I am a traveler. I was born in Wyoming, and will always return, but I spend Wyoming winters far away in a place where it is summer. Sometimes a few individuals join me for the long migration, sometimes thousands of us fly together. When we migrate in large groups some people call us a “kettle of hawks.” We fly south across North America, and then cross Central America, flying across the Isthmus of Panama down to South America: Imagine a thin ribbon of thousands and thousands of hawks flying south. It’s magnificent!, if I may say so myself. After two months and thousands of miles we reach the Pampas in Argentina, where we stay for a few months. We like the Pampas because the grassy landscape reminds us of North America’s open prairies and deserts. When the days get shorter in the southern hemisphere, I become restless and take off on the long migratory trip back to my birthplace.

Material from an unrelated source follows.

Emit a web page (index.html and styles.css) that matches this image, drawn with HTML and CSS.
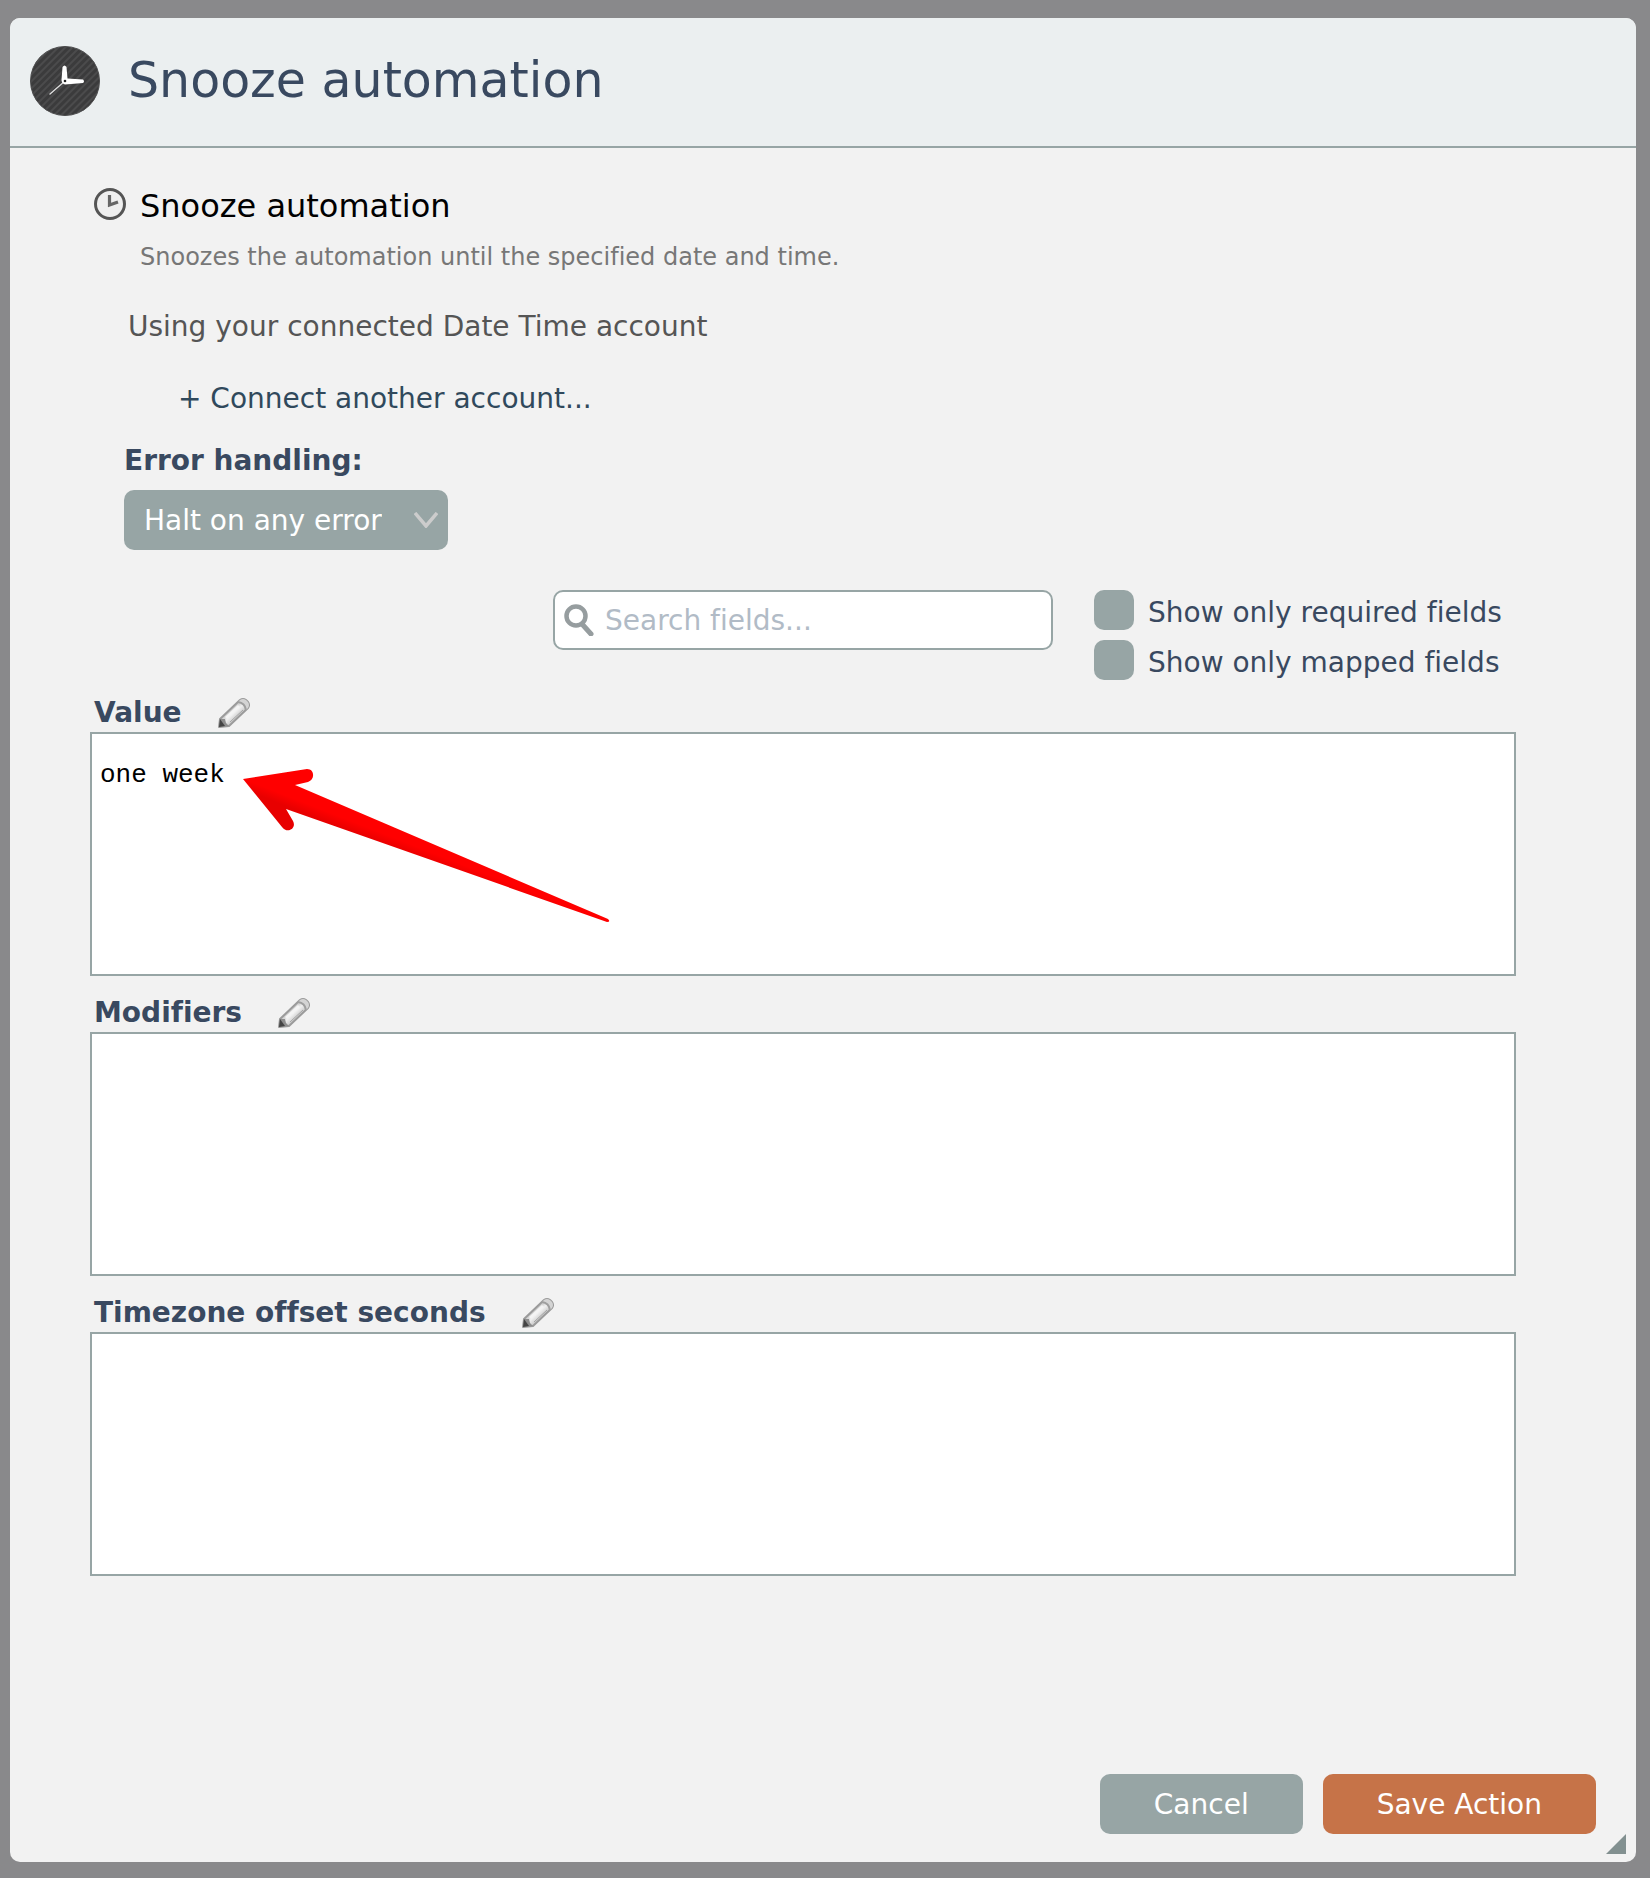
FILE: index.html
```html
<!DOCTYPE html>
<html lang="en">
<head>
    <meta charset="UTF-8">
    <meta name="viewport" content="width=device-width, initial-scale=1.0">
    <title>Snooze automation</title>
    <link rel="stylesheet" href="styles.css">
</head>
<body>

    <!-- shared pencil icon -->
    <svg class="sprite" aria-hidden="true">
        <defs>
            <linearGradient id="pencil-fill" x1="0" y1="0" x2="1" y2="1">
                <stop offset="0.3" stop-color="#a8a8a8"/>
                <stop offset="0.5" stop-color="#f0f0f0"/>
                <stop offset="0.75" stop-color="#a8a8a8"/>
            </linearGradient>
        </defs>
        <symbol id="pencil" viewBox="0 0 32 32">
            <path d="M2 22 L22 3 Q25 1 28 3 L30 5 Q32 8 30 11 L11 29 L1 30 Z" fill="url(#pencil-fill)" stroke="#9b9b9b" stroke-width="2" stroke-linejoin="round"/>
            <path d="M22 3 Q25 1 28 3 L30 5 Q32 8 30 11 L28 13 Q27 6 20 5 Z" fill="#d4d4d4"/>
            <path d="M20 5 Q27 6 28 13" fill="none" stroke="#9f9f9f" stroke-width="2"/>
            <path d="M8 21 L21 9" stroke="#f4f4f4" stroke-width="3"/>
            <path d="M12 25 L25 13" stroke="#a3a3a3" stroke-width="1"/>
            <path d="M2 22 L7 22 L8 26 L11 29 L1 30 Z" fill="#8d8d8d"/>
            <path d="M2 22 L1 30 L7 29 Z" fill="#444"/>
        </symbol>
    </svg>

    <div class="dialog" role="dialog" aria-labelledby="dialog-title">
        <header class="dialog-header">
            <svg class="app-icon" viewBox="0 0 70 70" aria-hidden="true">
                <defs>
                    <pattern id="stripes" width="5" height="5" patternUnits="userSpaceOnUse" patternTransform="rotate(45)">
                        <rect width="5" height="5" fill="#3b3b3c"/>
                        <rect width="2" height="5" fill="#4b4b4c"/>
                    </pattern>
                </defs>
                <circle cx="35" cy="35" r="34.5" fill="url(#stripes)" stroke="#4a4a4b"/>
                <path d="M35 35 L20 48" stroke="#ddd" stroke-width="1.4" stroke-linecap="round"/>
                <path d="M32.500 21 Q34.5 18 36.500 21 L37.500 32.500 L53 33.500 Q55 35.500 53 37 L35 38.500 Q31.500 37 31.500 34 Z" fill="#fff"/>
                <circle cx="35" cy="35" r="1.300" fill="#222"/>
            </svg>
            <h1 id="dialog-title">Snooze automation</h1>
        </header>

        <form class="dialog-body">
            <div class="action">
                <svg class="action-icon" viewBox="0 0 32 32" aria-hidden="true">
                    <circle cx="16" cy="16" r="14.5" fill="#efefef" stroke="#555" stroke-width="3"/>
                    <path d="M15.500 7 V17 L24 14" fill="none" stroke="#666" stroke-width="3.2"/>
                </svg>
                <div>
                    <h2>Snooze automation</h2>
                    <p class="description">Snoozes the automation until the specified date and time.</p>
                </div>
            </div>

            <p class="account">Using your connected Date Time account</p>
            <a class="connect" href="#">+ Connect another account...</a>

            <div class="error-handling">
                <label for="error-mode">Error handling:</label>
                <div class="select-wrap">
                    <select id="error-mode">
                        <option>Halt on any error</option>
                    </select>
                    <svg class="chevron" viewBox="0 0 24 16" aria-hidden="true">
                        <path d="M1 1 L12 14 L23 1" fill="none" stroke="#ccc" stroke-width="3.500"/>
                    </svg>
                </div>
            </div>

            <div class="filters">
                <div class="search">
                    <svg class="search-icon" viewBox="0 0 32 32" aria-hidden="true">
                        <circle cx="13" cy="12" r="9.500" fill="none" stroke="#969d9f" stroke-width="4.500"/>
                        <path d="M19 20 L28 30" stroke="#969d9f" stroke-width="5" stroke-linecap="round"/>
                    </svg>
                    <input type="text" placeholder="Search fields..." aria-label="Search fields">
                </div>
                <div class="checks">
                    <label><input type="checkbox"> Show only required fields</label>
                    <label><input type="checkbox"> Show only mapped fields</label>
                </div>
            </div>

            <div class="field">
                <div class="field-label">
                    <label for="value">Value</label>
                    <button type="button" aria-label="Edit Value"><svg><use href="#pencil"/></svg></button>
                </div>
                <div class="field-box">
                    <textarea id="value" spellcheck="false">one week</textarea>
                    <svg class="arrow" viewBox="0 0 376 162" aria-hidden="true">
                        <defs>
                            <linearGradient id="arrow-fill" gradientUnits="userSpaceOnUse" x1="100" y1="40" x2="91" y2="63">
                                <stop offset="0.4" stop-color="#ff0000"/>
                                <stop offset="0.8" stop-color="#e80000"/>
                            </linearGradient>
                        </defs>
                        <path d="M3 13 L67 3 C75 3 75 14 68 16 L55 19 L368 153 Q371 156 367 156 L46 43 L53 55 C57 63 47 68 42 61 Z" fill="url(#arrow-fill)"/>
                    </svg>
                </div>
            </div>

            <div class="field">
                <div class="field-label">
                    <label for="modifiers">Modifiers</label>
                    <button type="button" aria-label="Edit Modifiers"><svg><use href="#pencil"/></svg></button>
                </div>
                <div class="field-box">
                    <textarea id="modifiers"></textarea>
                </div>
            </div>

            <div class="field">
                <div class="field-label">
                    <label for="offset">Timezone offset seconds</label>
                    <button type="button" aria-label="Edit Timezone offset seconds"><svg><use href="#pencil"/></svg></button>
                </div>
                <div class="field-box">
                    <textarea id="offset"></textarea>
                </div>
            </div>
        </form>

        <footer class="dialog-footer">
            <button type="button" class="cancel">Cancel</button>
            <button type="button" class="save">Save Action</button>
        </footer>
        <span class="resize-handle"></span>
    </div>

</body>
</html>
```
FILE: styles.css
```css
* {
    box-sizing: border-box;
}

body {
    margin: 0;
    padding: 18px 14px 16px 10px;
    min-height: 100vh;
    display: flex;
    background: #89898b;
    font-family: Verdana, "DejaVu Sans", sans-serif;
    font-size: 28px;
    line-height: 38px;
    font-variant-ligatures: none;
    color: #394960;
}

h1, h2, p {
    margin: 0;
    font-weight: normal;
}

.sprite {
    position: absolute;
    width: 0;
    height: 0;
}

.dialog {
    position: relative;
    flex: 1;
    display: flex;
    flex-direction: column;
    background: #f2f2f2;
    border-radius: 10px;
    overflow: hidden;
}

/* header */
.dialog-header {
    display: flex;
    align-items: center;
    gap: 28px;
    padding: 28px 20px 30px;
    background: #ebeff0;
    border-bottom: 2px solid #97a5a5;
}

.dialog-header h1 {
    font-size: 49px;
    line-height: 58px;
}

.app-icon {
    width: 70px;
    height: 70px;
}

/* body */
.dialog-body {
    flex: 1;
    padding: 38px 120px 40px 80px;
}

.action {
    display: flex;
    gap: 14px;
    padding-left: 4px;
}

.action-icon {
    flex: none;
    width: 32px;
    height: 32px;
    margin-top: 2px;
}

.action h2 {
    font-size: 32px;
    line-height: 40px;
    color: #000;
}

.description {
    margin-top: 14px;
    font-size: 24px;
    line-height: 34px;
    color: #777;
}

.account {
    margin-top: 34px;
    padding-left: 38px;
    color: #555;
}

.connect {
    display: block;
    width: fit-content;
    margin: 34px 0 24px 88px;
    color: #30495c;
    text-decoration: none;
}

.error-handling {
    display: flex;
    flex-direction: column;
    align-items: flex-start;
    gap: 10px;
    padding-left: 34px;
}

.error-handling label,
.field-label label {
    font-weight: bold;
}

.select-wrap {
    position: relative;
}

select {
    appearance: none;
    display: block;
    height: 60px;
    padding: 2px 66px 0 20px;
    border: none;
    border-radius: 10px;
    background: #97a5a5;
    color: #fff;
    font: inherit;
}

.chevron {
    position: absolute;
    right: 10px;
    top: 22px;
    width: 24px;
    height: 16px;
    pointer-events: none;
}

/* search and filters */
.filters {
    display: grid;
    grid-template-columns: 1fr 500px 1fr;
    column-gap: 41px;
    align-items: start;
    margin: 40px 0 8px;
}

.search {
    grid-column: 2;
    display: flex;
    align-items: center;
    gap: 10px;
    height: 60px;
    padding: 0 8px;
    background: #fff;
    border: 2px solid #97a5a5;
    border-radius: 10px;
}

.search-icon {
    flex: none;
    width: 32px;
    height: 32px;
}

.search input {
    flex: 1;
    min-width: 0;
    padding: 2px 0 0;
    border: none;
    outline: none;
    background: none;
    font: inherit;
    color: #394960;
}

.search input::placeholder {
    color: #b1bbc6;
}

.checks {
    display: flex;
    flex-direction: column;
    gap: 4px;
    white-space: nowrap;
}

.checks label {
    display: flex;
    gap: 14px;
    line-height: 46px;
}

.checks input {
    appearance: none;
    flex: none;
    width: 40px;
    height: 40px;
    margin: 0;
    border-radius: 10px;
    background: #97a5a5;
}

.checks input:checked {
    background: #394960;
}

/* fields */
.field {
    margin-bottom: 18px;
}

.field-label {
    display: flex;
    align-items: center;
    gap: 36px;
    padding-left: 4px;
}

.field-label button {
    height: 32px;
    padding: 0;
    border: none;
    background: none;
    cursor: pointer;
}

.field-label svg {
    display: block;
    width: 32px;
    height: 32px;
}

.field-box {
    position: relative;
}

textarea {
    display: block;
    width: 100%;
    height: 244px;
    padding: 24px 8px;
    border: 2px solid #97a5a5;
    background: #fff;
    color: #000;
    font-family: "Courier New", "Liberation Mono", monospace;
    font-size: 26px;
    line-height: 34px;
    resize: none;
}

.arrow {
    position: absolute;
    left: 150px;
    top: 34px;
    width: 376px;
    height: 162px;
    pointer-events: none;
}

/* footer */
.dialog-footer {
    display: flex;
    justify-content: flex-end;
    gap: 20px;
    padding: 0 40px 28px;
}

.dialog-footer button {
    height: 60px;
    padding: 2px 54px 0;
    border: none;
    border-radius: 10px;
    color: #fff;
    font: inherit;
    cursor: pointer;
}

.cancel {
    background: #97a5a5;
}

.save {
    background: #c67348;
}

.resize-handle {
    position: absolute;
    right: 10px;
    bottom: 8px;
    width: 20px;
    height: 20px;
    background: #829090;
    clip-path: polygon(100% 0, 100% 100%, 0 100%);
}
```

Of all North American hawks, we are the one with the longest migratory journey.

We arrive back in Wyoming from South America in April, and build our huge stick nests in tall trees close to rivers, or in the lone trees that are occasionally found in the middle of the prairie. Very often we return to the same nest year after year. If you are fortunate, you may see our fluffy babies sticking their heads out of the nest a little later in the spring. We feed our chicks the three R’s of hawk diets: rabbits, rodents, and reptiles. We have excellent eyesight, so we can see animals moving on the ground from way up high. To get high in the air, I catch a stream of rising warm air (called a thermal) and let it take me up as I soar in graceful circles. Although you can often see us soaring above the prairie in search of food, sometimes we hop on the ground to catch large insects (not so graceful, I admit), and we even catch dragonflies on the wing (graceful again)! Unfortunately, our appetite for insects can lead to trouble. In Argentina, farmers were using pesticides to control grasshoppers. We gorged on the dying insects and thousands of us died. But Wyoming populations of my species are doing well. If you see a hawk in summer, it is likely to be either a Swainson’s or a red-tailed hawk. You can tell hawks apart from other birds of prey because we have wide bodies and broad wings.